## Collected material:

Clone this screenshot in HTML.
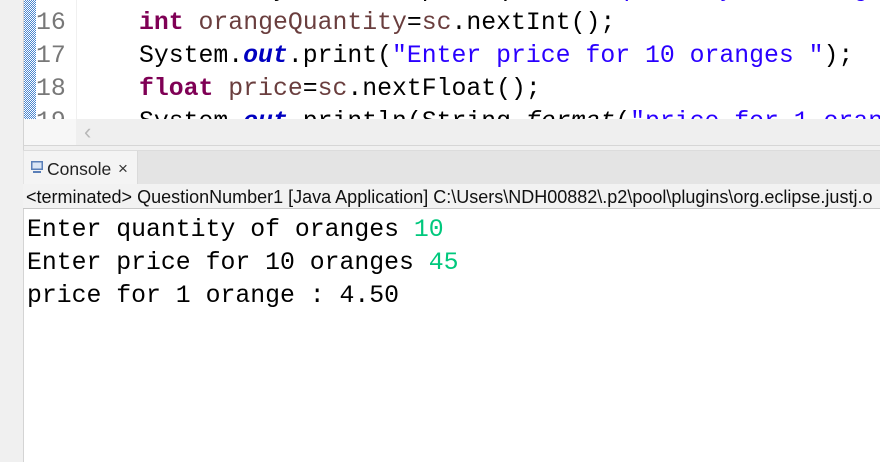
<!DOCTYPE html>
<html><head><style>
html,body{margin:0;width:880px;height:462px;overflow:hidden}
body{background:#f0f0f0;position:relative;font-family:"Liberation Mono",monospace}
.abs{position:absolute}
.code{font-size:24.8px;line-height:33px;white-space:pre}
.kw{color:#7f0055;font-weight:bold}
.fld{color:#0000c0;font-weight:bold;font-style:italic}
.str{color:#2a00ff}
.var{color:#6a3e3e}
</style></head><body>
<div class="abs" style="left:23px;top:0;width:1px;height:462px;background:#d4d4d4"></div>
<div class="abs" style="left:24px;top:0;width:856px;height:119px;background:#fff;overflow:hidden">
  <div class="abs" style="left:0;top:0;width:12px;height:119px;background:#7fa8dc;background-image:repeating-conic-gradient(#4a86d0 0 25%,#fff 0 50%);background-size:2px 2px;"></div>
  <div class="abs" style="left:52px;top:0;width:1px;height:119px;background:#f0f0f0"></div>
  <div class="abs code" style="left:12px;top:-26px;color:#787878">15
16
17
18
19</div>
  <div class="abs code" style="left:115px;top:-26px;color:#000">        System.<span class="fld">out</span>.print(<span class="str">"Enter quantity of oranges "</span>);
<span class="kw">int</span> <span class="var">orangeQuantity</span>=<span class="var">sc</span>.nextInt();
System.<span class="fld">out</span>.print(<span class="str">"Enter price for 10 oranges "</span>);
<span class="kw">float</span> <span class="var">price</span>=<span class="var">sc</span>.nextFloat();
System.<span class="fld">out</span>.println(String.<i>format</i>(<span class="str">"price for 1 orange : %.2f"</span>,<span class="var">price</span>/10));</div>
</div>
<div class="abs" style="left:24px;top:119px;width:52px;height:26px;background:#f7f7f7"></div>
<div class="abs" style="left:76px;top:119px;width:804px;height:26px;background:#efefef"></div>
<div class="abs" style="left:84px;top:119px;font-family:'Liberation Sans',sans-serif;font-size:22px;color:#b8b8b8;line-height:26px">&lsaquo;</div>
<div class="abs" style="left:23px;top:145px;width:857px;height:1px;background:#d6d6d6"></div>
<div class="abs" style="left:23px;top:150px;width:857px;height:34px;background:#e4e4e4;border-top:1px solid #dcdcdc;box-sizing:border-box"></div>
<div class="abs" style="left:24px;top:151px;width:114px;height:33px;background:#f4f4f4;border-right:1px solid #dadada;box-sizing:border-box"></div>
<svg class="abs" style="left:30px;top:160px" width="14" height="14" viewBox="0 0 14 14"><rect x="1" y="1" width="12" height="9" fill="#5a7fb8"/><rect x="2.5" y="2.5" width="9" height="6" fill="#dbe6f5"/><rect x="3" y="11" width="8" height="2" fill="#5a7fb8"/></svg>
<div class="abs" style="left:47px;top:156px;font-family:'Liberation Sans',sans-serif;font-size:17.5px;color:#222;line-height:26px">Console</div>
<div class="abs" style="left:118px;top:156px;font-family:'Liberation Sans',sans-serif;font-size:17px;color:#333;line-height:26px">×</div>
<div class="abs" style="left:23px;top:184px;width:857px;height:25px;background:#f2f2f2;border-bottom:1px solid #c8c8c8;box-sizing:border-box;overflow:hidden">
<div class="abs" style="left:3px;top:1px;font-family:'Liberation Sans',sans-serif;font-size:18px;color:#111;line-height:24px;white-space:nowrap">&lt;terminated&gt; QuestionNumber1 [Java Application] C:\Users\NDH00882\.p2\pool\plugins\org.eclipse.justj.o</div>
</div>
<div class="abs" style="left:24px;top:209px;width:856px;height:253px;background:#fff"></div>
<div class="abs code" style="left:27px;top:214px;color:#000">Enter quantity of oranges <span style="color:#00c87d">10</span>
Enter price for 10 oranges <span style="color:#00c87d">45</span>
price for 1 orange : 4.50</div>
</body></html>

## Exercise goal:
Repeat verbatim all the material, but not the pictures.

## Exercise response:
Clone this screenshot in HTML.
<!DOCTYPE html>
<html><head><style>
html,body{margin:0;width:880px;height:462px;overflow:hidden}
body{background:#f0f0f0;position:relative;font-family:"Liberation Mono",monospace}
.abs{position:absolute}
.code{font-size:24.8px;line-height:33px;white-space:pre}
.kw{color:#7f0055;font-weight:bold}
.fld{color:#0000c0;font-weight:bold;font-style:italic}
.str{color:#2a00ff}
.var{color:#6a3e3e}
</style></head><body>
<div class="abs" style="left:23px;top:0;width:1px;height:462px;background:#d4d4d4"></div>
<div class="abs" style="left:24px;top:0;width:856px;height:119px;background:#fff;overflow:hidden">
  <div class="abs" style="left:0;top:0;width:12px;height:119px;background:#7fa8dc;background-image:repeating-conic-gradient(#4a86d0 0 25%,#fff 0 50%);background-size:2px 2px;"></div>
  <div class="abs" style="left:52px;top:0;width:1px;height:119px;background:#f0f0f0"></div>
  <div class="abs code" style="left:12px;top:-26px;color:#787878">15
16
17
18
19</div>
  <div class="abs code" style="left:115px;top:-26px;color:#000">        System.<span class="fld">out</span>.print(<span class="str">"Enter quantity of oranges "</span>);
<span class="kw">int</span> <span class="var">orangeQuantity</span>=<span class="var">sc</span>.nextInt();
System.<span class="fld">out</span>.print(<span class="str">"Enter price for 10 oranges "</span>);
<span class="kw">float</span> <span class="var">price</span>=<span class="var">sc</span>.nextFloat();
System.<span class="fld">out</span>.println(String.<i>format</i>(<span class="str">"price for 1 orange : %.2f"</span>,<span class="var">price</span>/10));</div>
</div>
<div class="abs" style="left:24px;top:119px;width:52px;height:26px;background:#f7f7f7"></div>
<div class="abs" style="left:76px;top:119px;width:804px;height:26px;background:#efefef"></div>
<div class="abs" style="left:84px;top:119px;font-family:'Liberation Sans',sans-serif;font-size:22px;color:#b8b8b8;line-height:26px">&lsaquo;</div>
<div class="abs" style="left:23px;top:145px;width:857px;height:1px;background:#d6d6d6"></div>
<div class="abs" style="left:23px;top:150px;width:857px;height:34px;background:#e4e4e4;border-top:1px solid #dcdcdc;box-sizing:border-box"></div>
<div class="abs" style="left:24px;top:151px;width:114px;height:33px;background:#f4f4f4;border-right:1px solid #dadada;box-sizing:border-box"></div>
<svg class="abs" style="left:30px;top:160px" width="14" height="14" viewBox="0 0 14 14"><rect x="1" y="1" width="12" height="9" fill="#5a7fb8"/><rect x="2.5" y="2.5" width="9" height="6" fill="#dbe6f5"/><rect x="3" y="11" width="8" height="2" fill="#5a7fb8"/></svg>
<div class="abs" style="left:47px;top:156px;font-family:'Liberation Sans',sans-serif;font-size:17.5px;color:#222;line-height:26px">Console</div>
<div class="abs" style="left:118px;top:156px;font-family:'Liberation Sans',sans-serif;font-size:17px;color:#333;line-height:26px">×</div>
<div class="abs" style="left:23px;top:184px;width:857px;height:25px;background:#f2f2f2;border-bottom:1px solid #c8c8c8;box-sizing:border-box;overflow:hidden">
<div class="abs" style="left:3px;top:1px;font-family:'Liberation Sans',sans-serif;font-size:18px;color:#111;line-height:24px;white-space:nowrap">&lt;terminated&gt; QuestionNumber1 [Java Application] C:\Users\NDH00882\.p2\pool\plugins\org.eclipse.justj.o</div>
</div>
<div class="abs" style="left:24px;top:209px;width:856px;height:253px;background:#fff"></div>
<div class="abs code" style="left:27px;top:214px;color:#000">Enter quantity of oranges <span style="color:#00c87d">10</span>
Enter price for 10 oranges <span style="color:#00c87d">45</span>
price for 1 orange : 4.50</div>
</body></html>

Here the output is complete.